What you should do ::
Give the number of lines that include the word "table", and nothing else.

Data lines ::
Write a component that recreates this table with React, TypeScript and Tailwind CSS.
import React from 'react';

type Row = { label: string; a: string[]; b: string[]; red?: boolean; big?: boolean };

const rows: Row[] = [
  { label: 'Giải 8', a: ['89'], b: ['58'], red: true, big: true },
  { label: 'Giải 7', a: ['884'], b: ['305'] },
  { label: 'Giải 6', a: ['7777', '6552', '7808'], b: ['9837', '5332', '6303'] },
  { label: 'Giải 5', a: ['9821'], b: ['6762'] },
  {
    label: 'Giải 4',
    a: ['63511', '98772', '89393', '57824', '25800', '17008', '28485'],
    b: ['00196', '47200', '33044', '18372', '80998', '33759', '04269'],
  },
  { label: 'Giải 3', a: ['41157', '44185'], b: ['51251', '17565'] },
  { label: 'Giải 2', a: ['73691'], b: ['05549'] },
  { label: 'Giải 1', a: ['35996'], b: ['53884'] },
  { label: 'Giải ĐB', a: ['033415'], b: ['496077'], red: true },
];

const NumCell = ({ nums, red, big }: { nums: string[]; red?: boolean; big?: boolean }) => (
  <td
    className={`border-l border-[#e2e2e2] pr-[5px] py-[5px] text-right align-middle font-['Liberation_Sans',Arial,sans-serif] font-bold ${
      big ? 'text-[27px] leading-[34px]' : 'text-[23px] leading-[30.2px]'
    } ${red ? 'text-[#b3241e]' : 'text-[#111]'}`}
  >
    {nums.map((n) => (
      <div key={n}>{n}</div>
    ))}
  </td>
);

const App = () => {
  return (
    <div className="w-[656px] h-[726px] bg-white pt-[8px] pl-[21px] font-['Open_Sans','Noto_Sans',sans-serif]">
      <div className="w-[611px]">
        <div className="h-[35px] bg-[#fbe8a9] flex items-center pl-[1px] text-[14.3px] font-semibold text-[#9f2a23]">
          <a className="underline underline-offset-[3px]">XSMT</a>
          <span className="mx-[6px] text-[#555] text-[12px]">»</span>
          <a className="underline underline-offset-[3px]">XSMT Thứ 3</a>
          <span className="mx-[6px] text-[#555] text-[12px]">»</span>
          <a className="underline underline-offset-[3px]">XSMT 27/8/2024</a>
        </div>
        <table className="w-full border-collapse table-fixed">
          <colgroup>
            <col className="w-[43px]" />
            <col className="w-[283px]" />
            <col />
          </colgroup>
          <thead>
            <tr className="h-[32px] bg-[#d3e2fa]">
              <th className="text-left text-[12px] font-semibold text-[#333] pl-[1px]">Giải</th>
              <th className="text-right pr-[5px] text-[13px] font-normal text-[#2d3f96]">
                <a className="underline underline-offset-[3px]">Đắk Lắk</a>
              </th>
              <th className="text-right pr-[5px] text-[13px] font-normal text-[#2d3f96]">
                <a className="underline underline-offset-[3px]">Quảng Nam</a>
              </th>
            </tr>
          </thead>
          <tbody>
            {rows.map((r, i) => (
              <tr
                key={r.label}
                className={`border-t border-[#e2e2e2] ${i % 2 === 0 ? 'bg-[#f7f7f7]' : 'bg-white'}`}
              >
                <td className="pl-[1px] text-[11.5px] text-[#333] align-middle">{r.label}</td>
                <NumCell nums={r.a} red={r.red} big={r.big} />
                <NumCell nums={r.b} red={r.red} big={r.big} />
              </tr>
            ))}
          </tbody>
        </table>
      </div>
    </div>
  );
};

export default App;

The response ::
3